Work required: Find the lines that contain the word "this" and copy each one.

Entries supplied:
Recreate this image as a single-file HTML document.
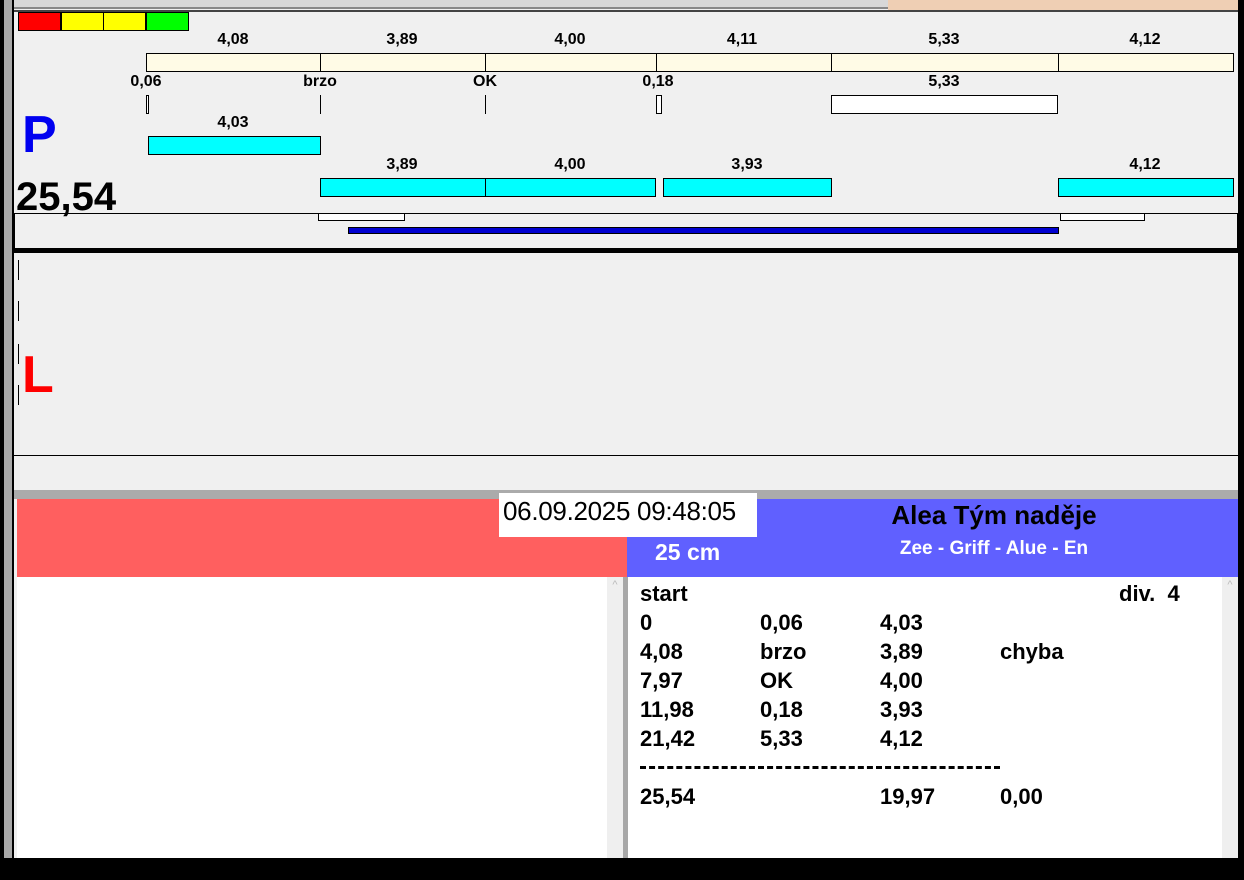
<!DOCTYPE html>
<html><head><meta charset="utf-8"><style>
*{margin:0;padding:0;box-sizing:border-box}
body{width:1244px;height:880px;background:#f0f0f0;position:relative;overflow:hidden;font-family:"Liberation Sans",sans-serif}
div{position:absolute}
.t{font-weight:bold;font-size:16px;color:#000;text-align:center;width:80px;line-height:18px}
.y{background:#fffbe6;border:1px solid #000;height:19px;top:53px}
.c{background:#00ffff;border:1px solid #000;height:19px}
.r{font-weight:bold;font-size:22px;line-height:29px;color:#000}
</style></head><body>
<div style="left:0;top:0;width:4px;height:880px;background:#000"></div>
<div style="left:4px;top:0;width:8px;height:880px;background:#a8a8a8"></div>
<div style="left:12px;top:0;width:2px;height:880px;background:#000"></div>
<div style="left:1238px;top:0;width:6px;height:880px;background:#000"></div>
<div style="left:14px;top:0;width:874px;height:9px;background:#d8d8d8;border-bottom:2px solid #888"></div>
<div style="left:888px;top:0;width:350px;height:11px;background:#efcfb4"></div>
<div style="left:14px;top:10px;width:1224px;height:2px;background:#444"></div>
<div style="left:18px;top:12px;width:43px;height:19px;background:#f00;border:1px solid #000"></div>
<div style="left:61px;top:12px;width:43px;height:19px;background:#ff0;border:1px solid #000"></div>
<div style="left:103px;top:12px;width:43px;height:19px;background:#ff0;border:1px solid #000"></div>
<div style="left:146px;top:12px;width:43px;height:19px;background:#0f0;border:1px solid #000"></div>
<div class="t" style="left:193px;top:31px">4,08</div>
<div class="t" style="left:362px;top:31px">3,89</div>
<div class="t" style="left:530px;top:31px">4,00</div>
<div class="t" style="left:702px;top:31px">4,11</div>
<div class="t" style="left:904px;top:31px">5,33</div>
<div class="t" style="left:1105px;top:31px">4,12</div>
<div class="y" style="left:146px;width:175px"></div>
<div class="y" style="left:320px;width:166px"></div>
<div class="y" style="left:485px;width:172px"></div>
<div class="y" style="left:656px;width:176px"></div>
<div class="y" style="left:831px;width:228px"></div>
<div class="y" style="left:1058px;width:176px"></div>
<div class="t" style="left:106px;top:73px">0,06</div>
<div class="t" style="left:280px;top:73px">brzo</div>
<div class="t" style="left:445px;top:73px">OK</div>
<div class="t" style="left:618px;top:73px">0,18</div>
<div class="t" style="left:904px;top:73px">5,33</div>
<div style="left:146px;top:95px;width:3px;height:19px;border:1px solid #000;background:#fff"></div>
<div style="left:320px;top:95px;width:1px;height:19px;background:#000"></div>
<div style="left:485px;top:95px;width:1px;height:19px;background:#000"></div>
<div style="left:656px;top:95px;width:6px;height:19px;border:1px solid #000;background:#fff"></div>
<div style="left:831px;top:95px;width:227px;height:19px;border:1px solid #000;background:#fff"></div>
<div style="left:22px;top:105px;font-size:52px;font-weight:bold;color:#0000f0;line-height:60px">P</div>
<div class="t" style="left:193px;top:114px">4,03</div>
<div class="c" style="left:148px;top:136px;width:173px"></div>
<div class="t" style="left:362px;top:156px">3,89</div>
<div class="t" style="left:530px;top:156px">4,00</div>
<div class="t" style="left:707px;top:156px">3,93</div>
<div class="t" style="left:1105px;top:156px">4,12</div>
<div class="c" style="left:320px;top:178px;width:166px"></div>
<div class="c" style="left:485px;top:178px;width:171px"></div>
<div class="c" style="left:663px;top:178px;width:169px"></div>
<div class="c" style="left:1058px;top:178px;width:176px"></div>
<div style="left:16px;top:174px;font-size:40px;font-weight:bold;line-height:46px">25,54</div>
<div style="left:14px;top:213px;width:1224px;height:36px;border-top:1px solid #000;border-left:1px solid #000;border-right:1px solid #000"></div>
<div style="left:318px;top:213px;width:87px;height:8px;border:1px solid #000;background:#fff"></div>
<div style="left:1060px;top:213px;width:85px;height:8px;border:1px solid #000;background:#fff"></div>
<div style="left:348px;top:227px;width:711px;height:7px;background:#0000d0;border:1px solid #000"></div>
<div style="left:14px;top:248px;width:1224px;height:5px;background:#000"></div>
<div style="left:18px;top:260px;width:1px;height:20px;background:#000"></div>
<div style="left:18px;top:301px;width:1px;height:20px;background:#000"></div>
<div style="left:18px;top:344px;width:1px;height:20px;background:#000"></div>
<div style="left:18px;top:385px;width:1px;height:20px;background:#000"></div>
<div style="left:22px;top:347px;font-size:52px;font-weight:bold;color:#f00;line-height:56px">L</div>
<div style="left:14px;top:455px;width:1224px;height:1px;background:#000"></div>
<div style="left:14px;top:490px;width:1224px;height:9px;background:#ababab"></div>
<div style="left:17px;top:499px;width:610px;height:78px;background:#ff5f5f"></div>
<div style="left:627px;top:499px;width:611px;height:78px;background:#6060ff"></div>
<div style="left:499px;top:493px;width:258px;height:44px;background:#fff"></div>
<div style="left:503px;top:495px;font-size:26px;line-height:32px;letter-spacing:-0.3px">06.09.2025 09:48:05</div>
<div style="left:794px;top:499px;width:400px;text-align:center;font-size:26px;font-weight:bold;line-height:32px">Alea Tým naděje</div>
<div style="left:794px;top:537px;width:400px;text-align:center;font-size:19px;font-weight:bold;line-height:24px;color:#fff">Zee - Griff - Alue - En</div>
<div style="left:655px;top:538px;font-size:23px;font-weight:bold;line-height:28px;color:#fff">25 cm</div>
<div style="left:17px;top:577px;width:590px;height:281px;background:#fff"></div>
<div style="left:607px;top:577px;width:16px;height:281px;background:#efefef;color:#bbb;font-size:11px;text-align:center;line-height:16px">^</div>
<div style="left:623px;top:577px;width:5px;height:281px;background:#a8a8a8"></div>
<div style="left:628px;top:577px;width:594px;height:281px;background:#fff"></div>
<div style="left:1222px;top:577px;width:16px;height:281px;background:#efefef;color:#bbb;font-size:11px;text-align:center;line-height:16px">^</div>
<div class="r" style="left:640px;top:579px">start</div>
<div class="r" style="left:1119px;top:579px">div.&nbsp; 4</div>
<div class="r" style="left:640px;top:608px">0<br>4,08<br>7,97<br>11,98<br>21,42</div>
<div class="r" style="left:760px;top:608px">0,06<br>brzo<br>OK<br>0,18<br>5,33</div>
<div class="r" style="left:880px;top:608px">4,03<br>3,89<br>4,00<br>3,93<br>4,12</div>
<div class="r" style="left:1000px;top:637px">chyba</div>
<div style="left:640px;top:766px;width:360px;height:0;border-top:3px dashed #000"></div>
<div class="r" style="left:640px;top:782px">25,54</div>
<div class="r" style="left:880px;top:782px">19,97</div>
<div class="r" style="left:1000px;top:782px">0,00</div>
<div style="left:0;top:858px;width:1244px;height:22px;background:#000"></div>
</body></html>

---

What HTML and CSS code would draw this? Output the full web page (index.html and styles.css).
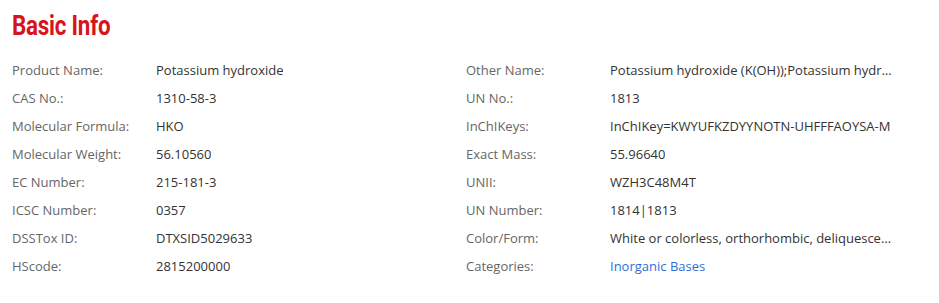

Solution:
Recreate this image as a single-file HTML document.
What HTML and CSS code would draw this? Output the full web page (index.html and styles.css).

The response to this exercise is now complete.